An all-out effort was made. To the massacres of 1553, the Russians had retaliated in kind. In Svyazhsk, 112 rebel tribesmen were hanged; and in the winter of 1553-4, huge punitive expeditions carried out a scorched-earth policy with indiscriminate slaughter and devastation. In the summer of 1554, natives struck back with large-scale reprisals aimed chiefly at Tatar collaborators. This brought another Muscovite army into the field, which rampaged through twenty-two districts, followed by three more brutal campaigns in 1556. Russian colonization was pushed, with tax exemptions and other enticements, as tribal territory was gradually occupied and dotted with forts. Many Tatars were also deported into the Russian interior, while a vigorous program was launched for converting the infidel.

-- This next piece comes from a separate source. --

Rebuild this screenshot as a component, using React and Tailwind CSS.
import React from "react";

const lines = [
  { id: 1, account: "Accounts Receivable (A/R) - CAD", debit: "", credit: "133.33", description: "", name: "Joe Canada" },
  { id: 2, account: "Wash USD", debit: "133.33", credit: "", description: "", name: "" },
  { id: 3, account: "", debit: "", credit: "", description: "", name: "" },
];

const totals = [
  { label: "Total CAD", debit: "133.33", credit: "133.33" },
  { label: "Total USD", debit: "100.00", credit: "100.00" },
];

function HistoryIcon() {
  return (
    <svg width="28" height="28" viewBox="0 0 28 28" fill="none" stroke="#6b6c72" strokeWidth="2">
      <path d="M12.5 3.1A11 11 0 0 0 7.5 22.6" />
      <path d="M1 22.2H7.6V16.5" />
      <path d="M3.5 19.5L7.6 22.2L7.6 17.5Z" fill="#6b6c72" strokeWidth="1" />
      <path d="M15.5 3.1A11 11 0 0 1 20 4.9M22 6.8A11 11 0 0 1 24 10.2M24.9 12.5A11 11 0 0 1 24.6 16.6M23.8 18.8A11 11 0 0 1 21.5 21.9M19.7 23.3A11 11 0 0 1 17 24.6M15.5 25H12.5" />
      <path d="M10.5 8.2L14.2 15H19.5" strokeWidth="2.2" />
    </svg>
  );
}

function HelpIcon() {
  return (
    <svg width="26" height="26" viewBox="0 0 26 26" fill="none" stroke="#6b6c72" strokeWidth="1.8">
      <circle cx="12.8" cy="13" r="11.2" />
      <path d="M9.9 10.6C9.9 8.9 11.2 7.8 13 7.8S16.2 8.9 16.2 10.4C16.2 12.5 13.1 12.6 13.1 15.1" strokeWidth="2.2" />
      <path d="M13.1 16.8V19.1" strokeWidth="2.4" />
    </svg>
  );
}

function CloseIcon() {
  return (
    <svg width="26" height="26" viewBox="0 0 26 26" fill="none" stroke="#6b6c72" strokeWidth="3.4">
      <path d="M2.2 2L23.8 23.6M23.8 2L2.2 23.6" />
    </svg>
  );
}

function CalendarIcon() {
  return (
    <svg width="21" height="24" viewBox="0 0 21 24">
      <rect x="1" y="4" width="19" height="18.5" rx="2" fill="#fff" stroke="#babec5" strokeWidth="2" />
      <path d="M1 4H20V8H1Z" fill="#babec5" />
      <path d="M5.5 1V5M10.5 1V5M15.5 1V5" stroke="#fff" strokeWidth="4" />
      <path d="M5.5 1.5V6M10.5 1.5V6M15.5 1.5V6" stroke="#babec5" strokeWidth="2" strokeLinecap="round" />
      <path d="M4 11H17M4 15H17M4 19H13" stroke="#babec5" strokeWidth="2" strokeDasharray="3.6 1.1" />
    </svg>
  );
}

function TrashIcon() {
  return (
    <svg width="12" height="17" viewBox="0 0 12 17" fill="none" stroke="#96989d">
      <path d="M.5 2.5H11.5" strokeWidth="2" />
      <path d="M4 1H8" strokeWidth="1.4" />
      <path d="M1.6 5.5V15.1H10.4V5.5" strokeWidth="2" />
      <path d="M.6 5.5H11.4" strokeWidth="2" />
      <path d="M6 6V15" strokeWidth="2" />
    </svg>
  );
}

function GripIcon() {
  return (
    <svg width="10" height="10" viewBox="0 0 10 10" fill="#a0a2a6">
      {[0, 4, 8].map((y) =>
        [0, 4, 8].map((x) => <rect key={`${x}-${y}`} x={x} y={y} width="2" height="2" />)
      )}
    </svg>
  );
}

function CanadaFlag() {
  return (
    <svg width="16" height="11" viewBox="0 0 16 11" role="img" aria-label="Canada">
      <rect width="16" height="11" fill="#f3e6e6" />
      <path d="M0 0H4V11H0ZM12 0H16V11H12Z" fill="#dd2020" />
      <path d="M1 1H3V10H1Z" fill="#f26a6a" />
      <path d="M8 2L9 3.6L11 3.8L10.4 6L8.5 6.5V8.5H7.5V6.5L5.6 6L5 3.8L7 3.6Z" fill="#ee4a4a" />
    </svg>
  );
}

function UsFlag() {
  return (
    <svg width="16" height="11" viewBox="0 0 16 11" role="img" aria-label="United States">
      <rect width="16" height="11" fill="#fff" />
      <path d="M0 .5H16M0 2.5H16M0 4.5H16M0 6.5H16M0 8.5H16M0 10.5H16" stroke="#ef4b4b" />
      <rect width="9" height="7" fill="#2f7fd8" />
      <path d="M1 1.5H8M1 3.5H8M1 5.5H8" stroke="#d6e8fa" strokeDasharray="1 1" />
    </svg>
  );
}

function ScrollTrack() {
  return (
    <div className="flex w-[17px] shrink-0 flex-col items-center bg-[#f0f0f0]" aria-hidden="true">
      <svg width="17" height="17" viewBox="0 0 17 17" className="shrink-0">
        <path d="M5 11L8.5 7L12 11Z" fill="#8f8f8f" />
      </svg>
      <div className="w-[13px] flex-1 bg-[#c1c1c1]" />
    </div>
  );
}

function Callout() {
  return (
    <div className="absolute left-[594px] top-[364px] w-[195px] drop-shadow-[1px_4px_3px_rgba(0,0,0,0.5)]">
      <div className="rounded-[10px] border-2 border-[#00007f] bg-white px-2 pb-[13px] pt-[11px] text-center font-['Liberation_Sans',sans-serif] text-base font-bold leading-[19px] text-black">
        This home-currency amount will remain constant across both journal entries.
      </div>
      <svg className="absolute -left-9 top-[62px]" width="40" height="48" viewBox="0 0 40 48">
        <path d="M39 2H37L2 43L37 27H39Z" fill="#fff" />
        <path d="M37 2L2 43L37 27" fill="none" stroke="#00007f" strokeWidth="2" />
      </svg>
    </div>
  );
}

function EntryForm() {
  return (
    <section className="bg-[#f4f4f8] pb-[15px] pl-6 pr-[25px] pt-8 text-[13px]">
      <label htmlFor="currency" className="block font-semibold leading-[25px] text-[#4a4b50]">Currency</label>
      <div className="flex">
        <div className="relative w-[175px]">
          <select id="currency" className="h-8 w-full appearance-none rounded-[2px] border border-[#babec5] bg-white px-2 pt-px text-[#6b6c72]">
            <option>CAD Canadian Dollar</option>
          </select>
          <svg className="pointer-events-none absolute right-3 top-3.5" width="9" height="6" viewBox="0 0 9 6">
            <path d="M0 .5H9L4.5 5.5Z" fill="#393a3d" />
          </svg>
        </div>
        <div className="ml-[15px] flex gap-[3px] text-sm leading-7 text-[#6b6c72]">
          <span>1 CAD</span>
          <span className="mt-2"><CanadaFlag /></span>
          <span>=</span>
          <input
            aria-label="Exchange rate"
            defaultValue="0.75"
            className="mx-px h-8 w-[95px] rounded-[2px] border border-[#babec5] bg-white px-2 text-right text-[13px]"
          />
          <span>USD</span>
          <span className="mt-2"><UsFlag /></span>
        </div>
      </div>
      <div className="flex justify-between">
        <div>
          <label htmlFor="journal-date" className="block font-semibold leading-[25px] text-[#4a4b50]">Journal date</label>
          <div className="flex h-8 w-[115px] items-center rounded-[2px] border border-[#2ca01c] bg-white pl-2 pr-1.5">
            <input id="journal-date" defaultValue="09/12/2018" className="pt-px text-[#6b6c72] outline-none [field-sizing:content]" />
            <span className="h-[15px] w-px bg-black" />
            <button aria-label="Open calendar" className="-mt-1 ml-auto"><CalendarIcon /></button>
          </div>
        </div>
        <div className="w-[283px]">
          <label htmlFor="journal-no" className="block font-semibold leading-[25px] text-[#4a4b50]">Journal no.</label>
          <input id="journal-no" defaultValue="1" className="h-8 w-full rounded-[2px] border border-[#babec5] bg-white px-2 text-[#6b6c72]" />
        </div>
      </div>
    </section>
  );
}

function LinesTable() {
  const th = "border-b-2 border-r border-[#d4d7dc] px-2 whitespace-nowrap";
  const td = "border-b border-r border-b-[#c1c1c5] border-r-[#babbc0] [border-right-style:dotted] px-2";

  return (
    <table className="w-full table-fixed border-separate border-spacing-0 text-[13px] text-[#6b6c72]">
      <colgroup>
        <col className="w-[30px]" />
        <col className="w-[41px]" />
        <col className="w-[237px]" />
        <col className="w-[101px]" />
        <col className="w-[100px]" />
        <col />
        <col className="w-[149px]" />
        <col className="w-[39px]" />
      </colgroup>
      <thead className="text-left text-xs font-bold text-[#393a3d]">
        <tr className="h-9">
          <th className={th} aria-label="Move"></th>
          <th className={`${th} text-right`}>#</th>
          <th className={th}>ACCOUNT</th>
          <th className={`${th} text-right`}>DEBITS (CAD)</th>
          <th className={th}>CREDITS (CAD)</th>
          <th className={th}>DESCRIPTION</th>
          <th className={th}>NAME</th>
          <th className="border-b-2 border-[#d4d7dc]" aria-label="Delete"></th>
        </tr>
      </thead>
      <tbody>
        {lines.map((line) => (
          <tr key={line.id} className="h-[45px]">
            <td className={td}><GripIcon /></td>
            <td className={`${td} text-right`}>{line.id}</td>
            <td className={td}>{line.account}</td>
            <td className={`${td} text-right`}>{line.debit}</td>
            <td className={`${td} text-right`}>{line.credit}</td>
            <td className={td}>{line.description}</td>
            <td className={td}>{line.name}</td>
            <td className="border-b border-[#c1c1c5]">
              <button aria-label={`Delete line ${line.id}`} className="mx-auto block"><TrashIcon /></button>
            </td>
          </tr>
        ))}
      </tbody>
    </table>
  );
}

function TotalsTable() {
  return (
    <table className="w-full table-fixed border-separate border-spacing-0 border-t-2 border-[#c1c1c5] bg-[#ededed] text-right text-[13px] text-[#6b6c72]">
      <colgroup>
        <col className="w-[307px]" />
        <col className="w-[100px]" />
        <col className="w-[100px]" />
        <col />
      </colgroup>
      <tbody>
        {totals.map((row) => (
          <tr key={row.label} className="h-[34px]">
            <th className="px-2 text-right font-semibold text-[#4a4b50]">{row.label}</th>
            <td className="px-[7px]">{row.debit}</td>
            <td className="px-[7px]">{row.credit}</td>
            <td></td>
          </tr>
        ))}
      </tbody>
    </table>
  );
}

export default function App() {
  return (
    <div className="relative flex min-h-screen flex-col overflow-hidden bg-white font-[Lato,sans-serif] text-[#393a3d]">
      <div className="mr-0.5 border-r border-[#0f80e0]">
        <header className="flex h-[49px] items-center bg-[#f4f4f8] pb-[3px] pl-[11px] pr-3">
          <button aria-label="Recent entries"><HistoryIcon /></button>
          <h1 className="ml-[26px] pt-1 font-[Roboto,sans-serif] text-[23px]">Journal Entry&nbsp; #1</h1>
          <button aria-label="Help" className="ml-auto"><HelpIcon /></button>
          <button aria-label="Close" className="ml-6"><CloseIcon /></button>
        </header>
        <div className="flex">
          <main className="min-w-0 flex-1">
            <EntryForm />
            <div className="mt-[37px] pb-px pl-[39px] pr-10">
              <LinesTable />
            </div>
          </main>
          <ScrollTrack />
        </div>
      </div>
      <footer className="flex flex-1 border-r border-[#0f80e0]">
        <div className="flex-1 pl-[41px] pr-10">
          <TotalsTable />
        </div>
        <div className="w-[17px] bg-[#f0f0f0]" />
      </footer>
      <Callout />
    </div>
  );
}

The newly created post of archbishop of Kazan, in fact, ranked second only to that of Novgorod, and considerable land and revenue within the khanate were allotted to help subsidize the missionary work. Utemysh Giray, the former infant khan, and Yadigar, his successor, both converted and in the winter of 1553 were thrice immersed in the icy Moscow River and emerged as Christians.*
It was, not incidentally, chiefly the need to rapidly furnish the khanate with accurate religious texts, free of discrepancies due to scribal error, that finally brought printing to Russia one hundred years after Gutenberg. Ivan had written to Christian III of Denmark for a master typographer and equipment, and in 1552 one Hans Meissenheim (later expelled as a Lutheran agent) arrived and established a small printing press in the Church of St. Nicholas in the Kremlin. There he expertly trained the deacon Ivan Fyodorov and his assistant Peter Mstislavtsev. The first book to roll off the press (in 1564) was the Apostol, in Maxim the Greek’s edition.

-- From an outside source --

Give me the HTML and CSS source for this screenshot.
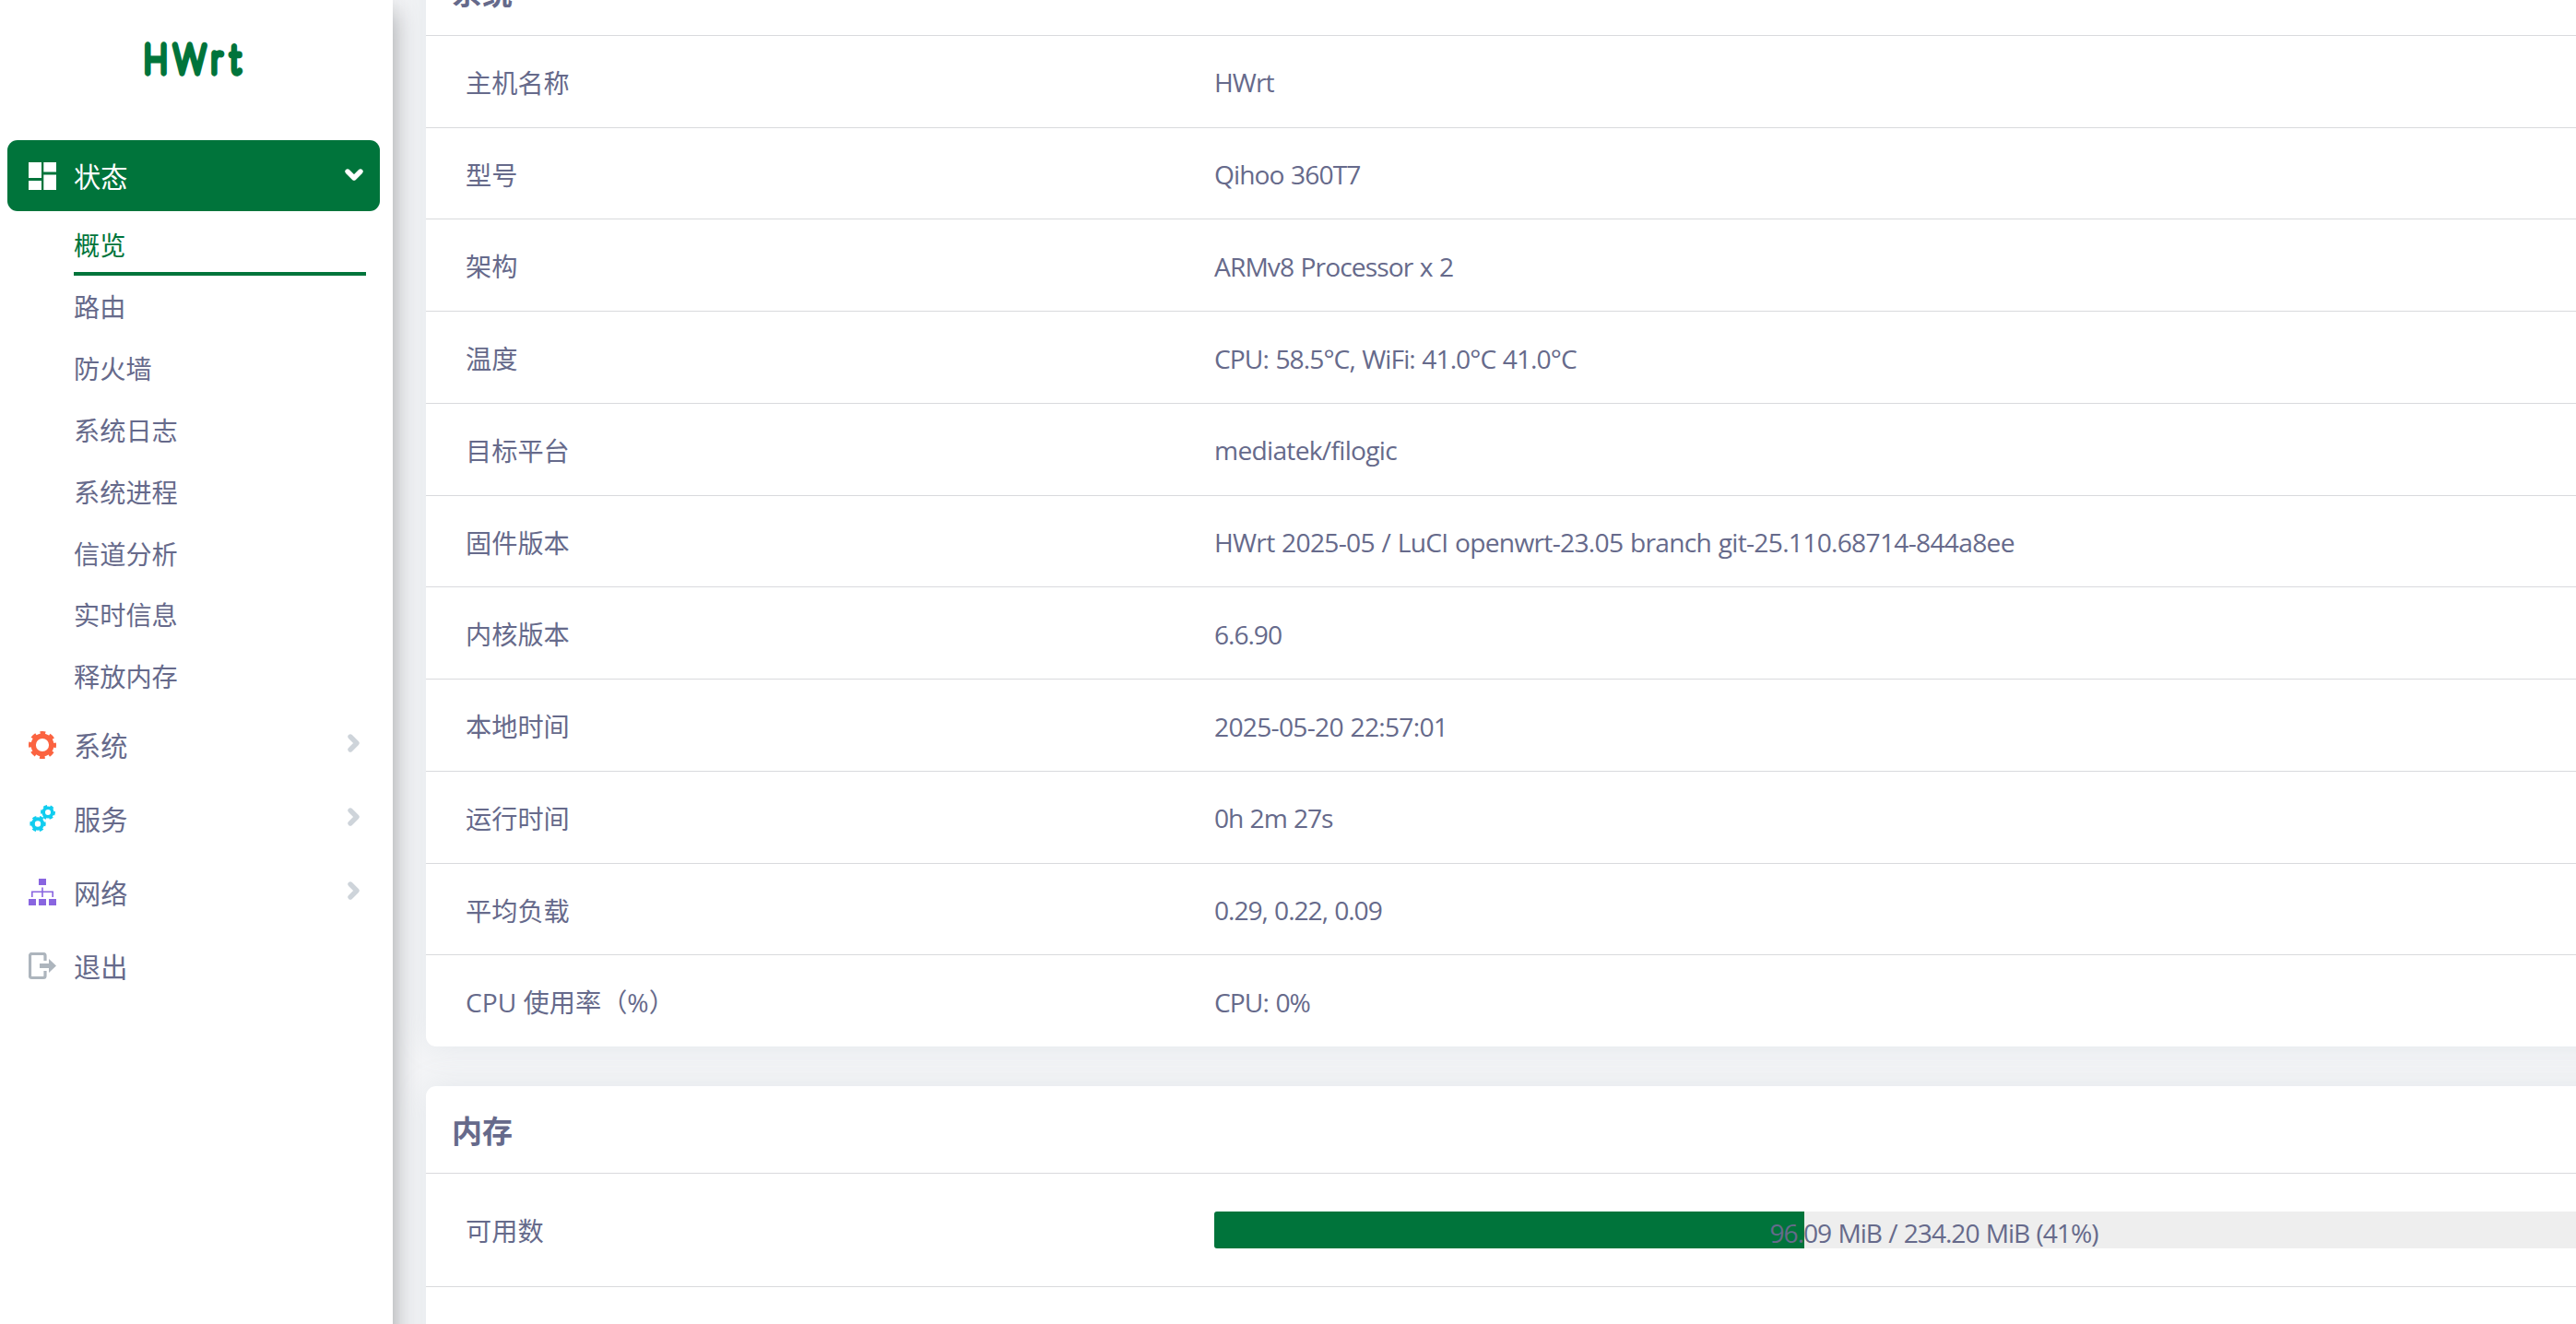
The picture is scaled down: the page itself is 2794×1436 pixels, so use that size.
FILE: index.html
```html
<!DOCTYPE html>
<html lang="zh-CN">
<head>
<meta charset="utf-8">
<title>HWrt - 概览</title>
<link rel="stylesheet" href="styles.css">
</head>
<body>
<div class="app">
  <aside class="sidebar">
    <svg class="brand" viewBox="0 0 120 56" aria-label="HWrt">
      <text class="brand-text" transform="scale(.82 1)" x="5 44.500 94 119" y="41.500">HWrt</text>
    </svg>
    <nav class="menu">
      <a class="item active">
        <svg class="icon" viewBox="0 0 30 30" fill="#fff"><path d="M0 0h14v17H0zM16.300 0H30v10.500H16.300zM0 20h14v10H0zM16.300 13.500H30V30H16.300z"/></svg>
        <span>状态</span>
        <svg class="arrow down" viewBox="0 0 20 14"><path d="M3 3l7 7 7-7"/></svg>
      </a>
      <ul class="sub">
        <li class="current">概览</li>
        <li>路由</li>
        <li>防火墙</li>
        <li>系统日志</li>
        <li>系统进程</li>
        <li>信道分析</li>
        <li>实时信息</li>
        <li>释放内存</li>
      </ul>
      <a class="item">
        <svg class="icon" viewBox="0 0 30 30"><g fill="none" stroke="#fb6340"><circle cx="15" cy="15" r="9.800" stroke-width="5.400"/><circle cx="15" cy="15" r="13" stroke-width="4" stroke-dasharray="5.600 4.610" stroke-dashoffset="2.800"/></g></svg>
        <span>系统</span>
        <svg class="arrow" viewBox="0 0 14 20"><path d="M3 3l7 7-7 7"/></svg>
      </a>
      <a class="item">
        <svg class="icon" viewBox="0 0 30 30"><g fill="none" stroke="#11cdef"><circle cx="10" cy="20.500" r="5.200" stroke-width="4"/><circle cx="10" cy="20.500" r="7" stroke-width="3.400" stroke-dasharray="4 3.330" stroke-dashoffset="-1.660" transform="rotate(30 10 20.500)"/><circle cx="21" cy="8" r="4.800" stroke-width="3.600"/><circle cx="21" cy="8" r="6.500" stroke-width="3" stroke-dasharray="3.700 3.107" stroke-dashoffset="-1.550" transform="rotate(30 21 8)"/></g></svg>
        <span>服务</span>
        <svg class="arrow" viewBox="0 0 14 20"><path d="M3 3l7 7-7 7"/></svg>
      </a>
      <a class="item">
        <svg class="icon" viewBox="0 0 30 30" fill="#8965e0"><path d="M11 0h8v7h-8zM0 22h8v7H0zM11 22h8v7h-8zM22 22h8v7h-8zM3 13.500h24V20h-1.600v-5H15.800v5h-1.600v-5H4.600v5H3zM14.200 9.500h1.600V14h-1.600z"/></svg>
        <span>网络</span>
        <svg class="arrow" viewBox="0 0 14 20"><path d="M3 3l7 7-7 7"/></svg>
      </a>
      <a class="item">
        <svg class="icon" viewBox="0 0 30 30"><path d="M18 9V3.500a2 2 0 0 0-2-2H3.500a2 2 0 0 0-2 2v22a2 2 0 0 0 2 2H16a2 2 0 0 0 2-2V20" fill="none" stroke="#adb5bd" stroke-width="3.200"/><path d="M12 12h10V7l8 7.500-8 7.500v-5H12z" fill="#adb5bd"/></svg>
        <span>退出</span>
      </a>
    </nav>
  </aside>
  <main class="content">
    <section class="card system">
      <h3>系统</h3>
      <div class="row"><div>主机名称</div><div><span>HWrt</span></div></div>
      <div class="row"><div>型号</div><div><span>Qihoo 360T7</span></div></div>
      <div class="row"><div>架构</div><div><span>ARMv8 Processor x 2</span></div></div>
      <div class="row"><div>温度</div><div><span>CPU: 58.5°C, WiFi: 41.0°C 41.0°C</span></div></div>
      <div class="row"><div>目标平台</div><div><span class="loose">mediatek/filogic</span></div></div>
      <div class="row"><div>固件版本</div><div><span class="loose">HWrt 2025-05 / LuCI openwrt-23.05 branch git-25.110.68714-844a8ee</span></div></div>
      <div class="row"><div>内核版本</div><div><span class="tight">6.6.90</span></div></div>
      <div class="row"><div>本地时间</div><div><span class="loose">2025-05-20 22:57:01</span></div></div>
      <div class="row"><div>运行时间</div><div><span class="tight">0h 2m 27s</span></div></div>
      <div class="row"><div>平均负载</div><div><span class="tight">0.29, 0.22, 0.09</span></div></div>
      <div class="row"><div>CPU 使用率（%）</div><div><span>CPU: 0%</span></div></div>
    </section>
    <section class="card memory">
      <h3>内存</h3>
      <div class="row"><div>可用数</div><div class="progress"><div class="bar" style="width:41%"></div><span class="tight">96.09 MiB / 234.20 MiB (41%)</span></div></div>
      <div class="row"></div>
    </section>
  </main>
</div>
</body>
</html>
```
FILE: styles.css
```css
* { box-sizing: border-box; }
body {
  margin: 0;
  overflow: hidden;
  background: #f4f5f7;
  color: #666a8b;
  font: 28.200px/42px "Open Sans", "Noto Sans CJK SC", sans-serif;
}
.app { display: flex; align-items: flex-start; height: 1436px; overflow: hidden; }
.sidebar {
  position: relative;
  z-index: 1;
  flex: 0 0 426px;
  height: 1500px;
  background: #fff;
  box-shadow: 0 12px 26px 0 rgba(30, 36, 40, .42);
}
.brand { display: block; width: 120px; height: 56px; margin: 37px 0 59px 152px; overflow: visible; }
.brand-text {
  font-family: Lato, sans-serif;
  font-size: 42px;
  font-weight: 100;
  fill: #00743b;
  stroke: #00743b;
  stroke-width: 7.400px;
  stroke-linejoin: round;
  stroke-linecap: round;
}
.menu { padding: 0 14px 0 8px; }
.item {
  display: flex;
  align-items: center;
  height: 76px;
  margin-bottom: 4px;
  padding: 0 19px 0 23px;
  border-radius: 11px;
  font-size: 29.200px;
}
.item.active { height: 77px; margin: 0; background: #00743b; color: #fff; }
.item span { padding-top: 3px; }
.icon { width: 30px; height: 30px; margin-right: 19px; }
.arrow { width: 14px; height: 20px; margin: -4px 2px 0 auto; overflow: visible; }
.arrow.down { width: 20px; height: 14px; margin: -1px -1px 0 auto; }
.arrow path { fill: none; stroke: #ced4da; stroke-width: 5.400; stroke-linecap: round; stroke-linejoin: round; }
.arrow.down path { stroke: #fff; }
.sub { list-style: none; margin: 0 0 3px; padding: 5px 15px 0 72px; }
.sub li { height: 66.800px; padding-top: 2px; display: flex; align-items: center; }
.sub li.current { height: 65px; padding-top: 3px; border-bottom: 4px solid #00743b; color: #00743b; }
.content { flex: none; width: 2500px; padding-left: 36px; }
.card { width: 2459px; border-radius: 11px; background: #fff; box-shadow: 0 0 34px 0 rgba(136, 152, 170, .15); }
.card h3 { height: 94px; margin: 0; padding: 0 28px; font-size: 33px; line-height: 97px; font-weight: 700; }
.system { margin-top: -56.100px; }
.memory { height: 400px; margin-top: 43px; }
.row {
  display: grid;
  grid-template-columns: 812px 1561px;
  align-items: center;
  height: 99.750px;
  padding: 2px 43px 0;
  border-top: 1px solid #d9dadd;
}
.memory .row { height: 123px; padding: 0 43px 1px; }
.row > div:first-child { padding-top: 1px; }
.memory .row > div:first-child { padding-top: 3px; }
.row span { letter-spacing: -.920px; word-spacing: 1px; }
.row .loose { letter-spacing: -.720px; }
.row .tight { letter-spacing: -1.050px; }
.progress { position: relative; height: 40px; border-radius: 3px; background: #eee; overflow: hidden; text-align: center; }
.bar { height: 40px; background: #00743b; }
.progress span { position: absolute; inset: 0; line-height: 46px; }
```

Gury, one-time abbot of the Volokolamsk Monastery, was appointed the first archbishop of Kazan. In declining health, he “accepted the see as a cross,” yet bravely served for eight and a half years, presiding justly over his diocese, and without coercion brought some 20,000 “infidels” to Christ.
Ivan saluted his exceptional piety in a grateful letter to him on April 5, 1557, in which he also singled out Makary for praise.
THE CONQUEST OF Kazan had bro
ken the power of the Tatars in the middle Volga region, and by opening the way south plunged the Russians directly into Astrakhan politics. All the surrounding tribes saw Russia as the power to appease. Bashkiria, a Nogay territory to the east of Kazan, gradually came under Russian domination, driving the Nogays southward between the lower Volga and the Yaik. The horde itself split into two camps: the Great Nogays, allied to Moscow, and the Little Nogays, who migrated toward the Kuban River and linked their fortunes to the Crimea. In the northern Caucasus, Circassians and Kabardians sought Moscow’s protection. In 1555, the khan of Western Siberia, east of the Urals, acknowledged Ivan’s suzerainty – although Siberia was still a long way from being under Moscow’s control. Persia and Central Asia likewise became part of Russia’s immediate political world.
Devlet Giray, the Crimean khan, was understandably agitated and sought by whatever means possible to hold on to the wandering tribes. In 1555, he contemplated an attack on the Circassians, but Ivan sent a regiment south to give him pause. The regiment met up with a raiding party galloping toward Tula and pursued them, but in a battle at Sudbishchi 100 miles to the south suffered a terrible defeat. In a moment of hysteria, Ivan called it “a disaster for Orthodox Christianity.”3
The Russians were soon to reconfirm their strength. Two opposing candidates were put forward for the Astrakhan throne. One was the khan in power, Yamgurchey, supported by Devlet Giray and the Little Nogay chieftain, Yusuf; the other, Derbysh-Ali, supported by Moscow and Yusuf s Great Nogay brother, Ismail. Ismail encouraged Ivan to intervene, and wrote to his brother: “Your men go to trade in Bukhara, and mine to Moscow. Were I to fight with the Tsar, I might end up with nothing – not even shrouds for the dead.”4 Meanwhile, Russian propaganda had begun to build up a claim to Astrakhan by erroneously identifying it with ancient Tmutorokan,† which had belonged to Kiev in the time of Vladimir I.